Speaking at PASS Summit 2018

PASS Summit 2018I am honored to have been selected to be a presenter at this year’s PASS Summit coming up this November. I will be presenting a half-day talk entitled Build a Metadata-Driven ETL Repository with Biml and SSIS:

Your boss tells you that a new field will be added to one of your vendor’s data files, and asks how long it will take to update the ETL to support this change. You start thinking through all of the pieces: the source packages, staging tables, stored procedures, and business rules. It could take weeks just to add a single column!
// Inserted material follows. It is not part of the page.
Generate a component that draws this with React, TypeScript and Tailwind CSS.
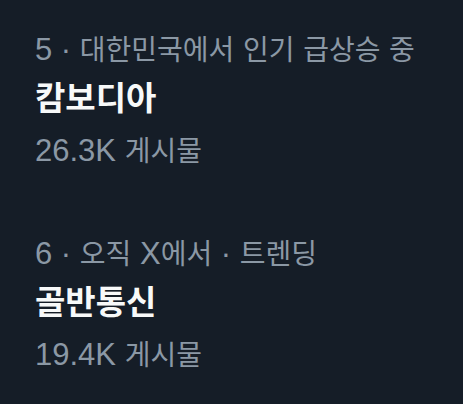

Managing metadata is one of the most important and time-consuming challenges an ETL developer will face. Simple changes can translate into many hours of discovery, code changes, and testing. However, there are ways to more easily manage this using tools you already have access to, which will ease the burden of SSIS package creation and maintenance. In this demo-packed session, we will discuss ETL metadata management using SSIS and Biml. We will review the challenges posed by “metadata guessing”, and will show a more predictable and robust way by building an end-to-end metadata repository to manage data types, sources and destinations, and transformations. 

Using Biml to automate the process of ETL development and management is one of my favorite topics to teach, so I am very much looking forward to this session. Since we get a double time slot (2.5 hours) for this topic, we’ll get to dive deeply into metadata management patterns in Biml. I hope to see you there!

About the Author

Tim Mitchell
Tim Mitchell is a data architect and consultant who specializes in getting rid of data pain points. Need help with data warehousing, ETL, reporting, or training? If so, contact Tim for a no-obligation 30-minute chat.

4 Comments on "Speaking at PASS Summit 2018"

  1. I agree that adding a column is not a trivial task. But I can’t imagine weeks being the answer.

    • Ron, thanks for the feedback. Making a metadata change isn’t always a weeks-long process, but it can be. Simple, single-source, single-destination ETL processes wouldn’t require that kind of time investment. But for complex, multi-step ETL processes with dozens of dependencies, the time required to inventory the scope of change, build a change script, and implement the change will be significant. Using automation in tools such as Biml can significantly shorten that cycle.